Detroit Free Press: Marick Masters on increased tensions between GM and UAW

Autoworkers say they’re feeling unappreciated these days. They made wage and benefit sacrifices when times were bad. Now, after record sales, layoffs loom. The shocking announcement by General Motors last month to close four U.S. factories was seen, in part, as a message to the UAW to prepare for cost cuts during next year’s worker contract talks. But the labor union is not without leverage. It has more than $760 million in its strike fund. And officials aren’t afraid to use it. Everyone is watching to see what happens in coming months. These contracts are complicated and the process can be contentious. But it is highly unlikely the UAW would organize a strike to protest anything until the legal agreements allow for such activity, said UAW sources close to the leadership.
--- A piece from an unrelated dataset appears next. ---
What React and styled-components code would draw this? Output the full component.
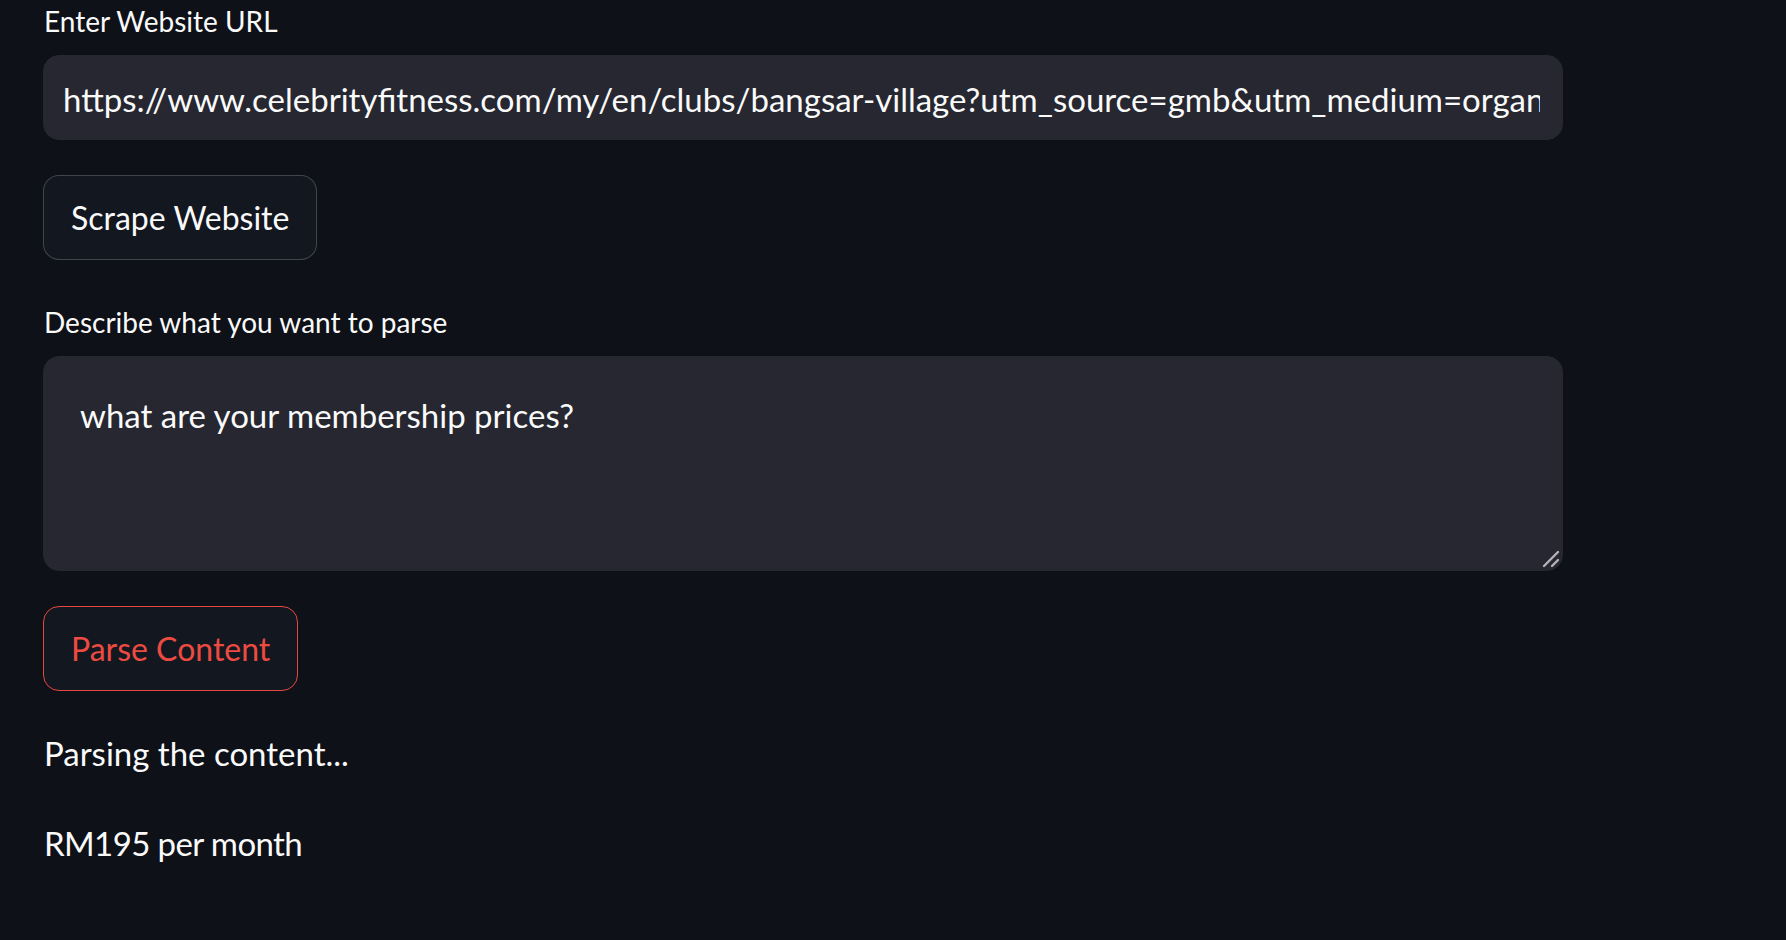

But these are turbulent political times with all players trying to navigate a “contentious administration,” said Marick Masters, a business professor at Wayne State University. GM has angered autoworkers and politicians with its abrupt announcement about expected closures. And sometimes workers simply don’t care about protocol if they feel there’s nothing to lose, Masters said. “Look at the wildcat strikes that occurred among teachers in West Virginia and other states. Those worked,” he said. “There’s a growing militancy among some workers and people who have reached perhaps the tipping point. People take extreme action when they feel there’s no alternative.”